President Obama, in his May 7 statement on the jobs figures, asserted blandly, “Everything we’ve done has been with this goal [job creation] in mind.” He didn’t provide any proof. Anyway, the jobless don’t believe him. The Rutgers study found that two-thirds (68 percent) of those they surveyed “now give the President a bigger thumbs down” on his handling of the unemployment problem, as opposed to 57 percent last August.
The study also found that nearly two-thirds (63 percent) of those surveyed in March now believe the US economy is undergoing a fundamental and lasting change. They are quite right. Some economists estimate that the vast majority, perhaps as many as three-quarters of the 8 million jobs lost during the current recession, are not coming back.
John Silvia, chief economist of Wells Fargo Securities, in a revealing newsletter May 7, points to a “breakdown of the link between growth and jobs” in the US, which has been in operation since the 1990 recovery and “has been reinforced during the 2001 and the current recovery.” Silvia notes that since “the US economy has become increasingly integrated into the global economy,” and a “closed economy” has ended, “jobs are being allocated globally, not just in the US, for any given increase in production.” In other words, jobs are now being “allocated” to low-wage countries.

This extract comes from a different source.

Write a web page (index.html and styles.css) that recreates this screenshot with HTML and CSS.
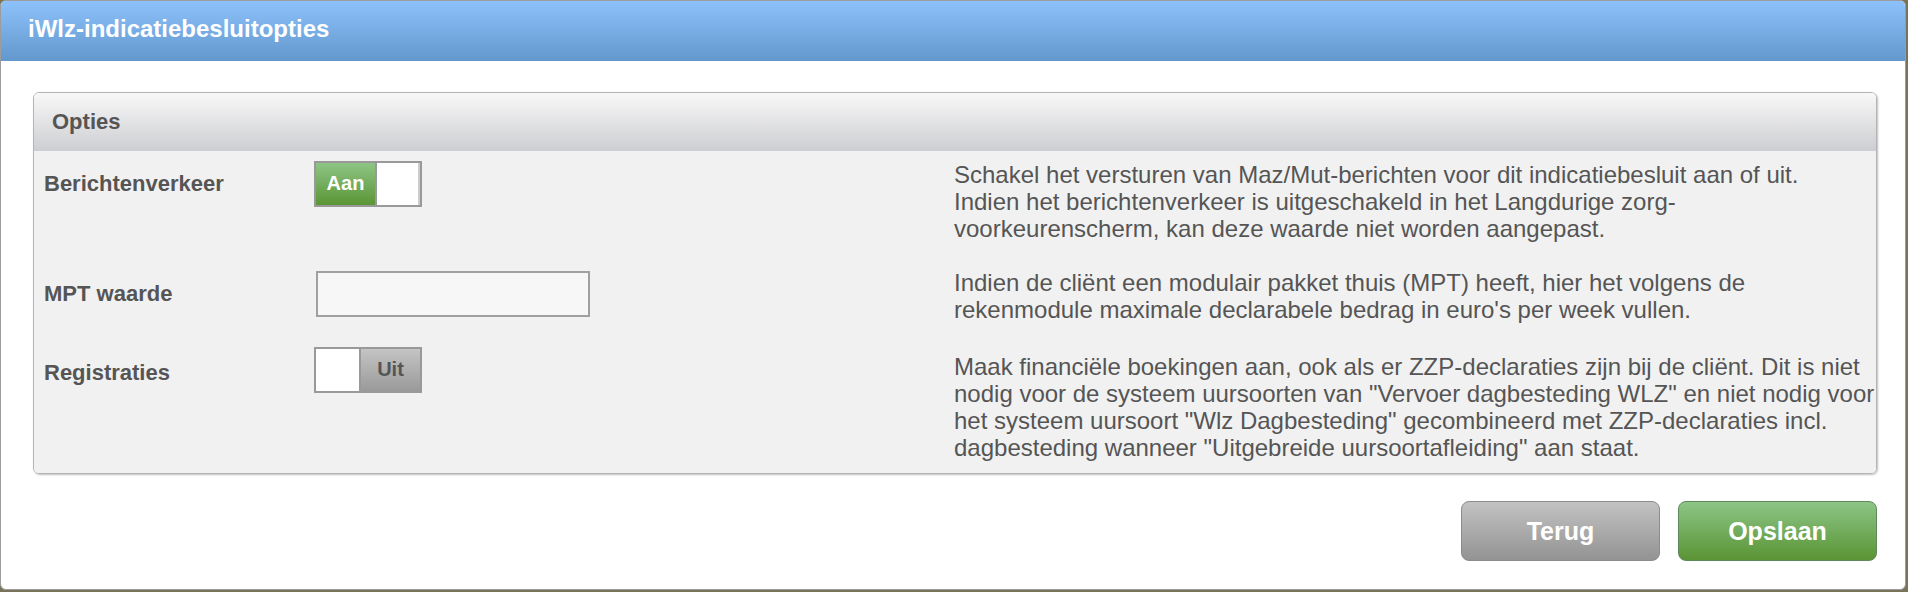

He argues that April’s rise in the unemployment rate was driven by the jump in the jobless rate of those without a high school diploma to 14.7 percent. “This is the ‘hidden’ unemployment that many have talked about in the past year. Here are the workers who stayed out of the job search and now have reentered as they believe jobs are becoming available. Unfortunately, for many of them the challenge will be daunting as the low/semi-skilled jobs they seek are becoming increasingly scarce.”
The Wells Fargo economist suggests that long-term unemployment stems from the fact “that many job seekers are not benefitting from a cyclical recovery because their issues are the structural mismatch in jobs.” Silvia also points out the fairly obvious, that “America’s New Worker” is “Permanent Part-Time.”